MARCOS FLAMÍNIO PERES
DE SÃO PAULO

1979. No Reino Unido, vinha à luz "The Wall", o álbum conceitual do Pink Floyd que se tornaria um dos ícones da história do rock.
No Irã, a Revolução Islâmica comandada pelos mulás e aiatolás punha abaixo o governo secular e sangrento do xá Reza Pahlevi. "Another Brick in the Wall", o megahit de protesto do vinil da banda inglesa, rapidamente se transforma em referência para a juventude que saía às ruas da capital, Teerã.
2010. Dois irmãos iranianos cuja família se exilou no Canadá durante a revolução de 1979 recriam o clássico de Pink Floyd para atacar a opressão contra a mulher na sociedade de seu país.
Vitaminado pela polêmica em torno de Sakineh -que pode ser apedrejada até a morte por supostamente trair e assassinar o marido-, o vídeo do Blurred Vision (visão embaçada) rapidamente se torna sucesso no YouTube.
Às 12h07 de ontem, "Hey, Ayatollah, Leave Those Kids Alone!" (ei, aiatolá, deixe essas crianças em paz) -cruzamento bombástico entre o autoritarismo das salas de aulas britânicas do pós-guerra com a opressão do regime iraniano atual- já contava com 257.426 acessos.
Misturando ficção e cenas de violência contra manifestantes capturadas na internet, ele retrata uma jovem em fuga da perseguição de líderes religiosos.
Com um iPhone nas mãos, tenta passar desesperadamente, em tempo real, mensagens e imagens da opressão em seu país.
"A tecnologia é crucial para combater os regimes autoritários", diz Sepp, um dos membros do grupo. "O que nos motivou a realizar o projeto foram as cenas na web de mulheres sendo agredidas na cabeça ou torturadas", diz. "A ideia era captar a essência do que ocorre nas ruas do Irã e tornar o vídeo mais impactante", conclui.

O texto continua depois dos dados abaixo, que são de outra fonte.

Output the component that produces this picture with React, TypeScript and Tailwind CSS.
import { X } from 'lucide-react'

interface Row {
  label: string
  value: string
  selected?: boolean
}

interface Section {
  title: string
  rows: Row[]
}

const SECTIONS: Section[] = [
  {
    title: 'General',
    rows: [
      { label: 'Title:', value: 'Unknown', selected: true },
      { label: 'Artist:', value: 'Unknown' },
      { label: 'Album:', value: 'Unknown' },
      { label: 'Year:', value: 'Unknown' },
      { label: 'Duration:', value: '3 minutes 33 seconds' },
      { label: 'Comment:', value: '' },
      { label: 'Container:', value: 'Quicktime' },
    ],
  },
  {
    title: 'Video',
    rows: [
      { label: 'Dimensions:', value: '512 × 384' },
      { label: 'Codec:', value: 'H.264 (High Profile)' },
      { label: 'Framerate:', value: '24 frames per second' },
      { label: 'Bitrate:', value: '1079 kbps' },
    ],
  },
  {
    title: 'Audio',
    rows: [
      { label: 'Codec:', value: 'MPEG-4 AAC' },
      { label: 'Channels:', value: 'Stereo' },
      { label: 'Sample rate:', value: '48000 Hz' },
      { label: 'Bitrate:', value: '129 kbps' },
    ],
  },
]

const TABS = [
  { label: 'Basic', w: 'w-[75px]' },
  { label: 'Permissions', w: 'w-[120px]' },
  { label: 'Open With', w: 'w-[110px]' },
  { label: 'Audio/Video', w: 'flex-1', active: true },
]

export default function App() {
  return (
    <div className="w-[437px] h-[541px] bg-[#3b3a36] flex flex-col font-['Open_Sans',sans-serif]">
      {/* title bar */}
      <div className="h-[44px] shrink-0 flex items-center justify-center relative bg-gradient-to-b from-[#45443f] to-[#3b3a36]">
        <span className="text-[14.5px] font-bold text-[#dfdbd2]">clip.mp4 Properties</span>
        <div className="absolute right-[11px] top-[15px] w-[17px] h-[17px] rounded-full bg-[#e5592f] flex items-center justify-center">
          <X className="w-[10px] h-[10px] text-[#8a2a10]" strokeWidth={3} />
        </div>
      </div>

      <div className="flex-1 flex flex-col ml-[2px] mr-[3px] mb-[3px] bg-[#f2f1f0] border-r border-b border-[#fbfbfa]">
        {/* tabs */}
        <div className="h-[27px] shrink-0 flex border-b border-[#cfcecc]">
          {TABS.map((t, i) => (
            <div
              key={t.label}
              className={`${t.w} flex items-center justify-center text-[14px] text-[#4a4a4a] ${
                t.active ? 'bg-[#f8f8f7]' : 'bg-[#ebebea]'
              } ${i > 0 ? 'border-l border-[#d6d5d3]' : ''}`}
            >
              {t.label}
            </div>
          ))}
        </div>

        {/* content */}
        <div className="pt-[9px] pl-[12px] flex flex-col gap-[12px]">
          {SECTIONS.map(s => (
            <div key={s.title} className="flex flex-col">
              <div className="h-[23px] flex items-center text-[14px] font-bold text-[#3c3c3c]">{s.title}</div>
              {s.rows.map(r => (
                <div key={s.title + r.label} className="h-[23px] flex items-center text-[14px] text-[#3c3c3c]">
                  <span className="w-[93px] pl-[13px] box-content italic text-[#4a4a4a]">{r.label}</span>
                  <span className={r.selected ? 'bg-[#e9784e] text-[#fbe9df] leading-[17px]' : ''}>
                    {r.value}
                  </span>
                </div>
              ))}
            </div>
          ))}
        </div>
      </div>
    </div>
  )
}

Criador da versão original, Roger Waters, 66, se entusiasmou com o projeto desde o início. "Nosso herói", como Sepp define o baixista e vocalista do Pink Floyd, "nos levou a outro grau de determinação para tocar o projeto".

O CENTRO DA QUESTÃO
Com os parcos recursos da Universidade de Toronto, onde moram, foram atrás do premiado diretor Babak Payami, cuja carreira aborda os direitos da mulher.
O cineasta diz ter se inspirado abertamente no filme "The Wall", de 1982, dirigido por Alan Parker.
"Mas, para mim, o grande desafio era trabalhar com a versão do Blurred Vision sem repetir visualmente ou copiar o que já estava feito [por Parker]", diz Payami.
Na comparação dos dois vídeos, é evidente o paralelo entre as crianças humilhadas nas salas de aula (Pink Floyd) e as mulheres atacadas (Blurred Vision).
As mulheres, afirma Payami, "estão no centro do conflito nas sociedade religiosas repressivas, especialmente no contexto da repressão monoteísta".
Mas a música pode transformar balas em flores? Sepp abranda o tom messiânico e pondera: ""Pode ser. Mas o mais importantes é que ela pode nos revelar que coisas assim estão acontecendo no Irã -não só com Sakineh, mas com outros presos".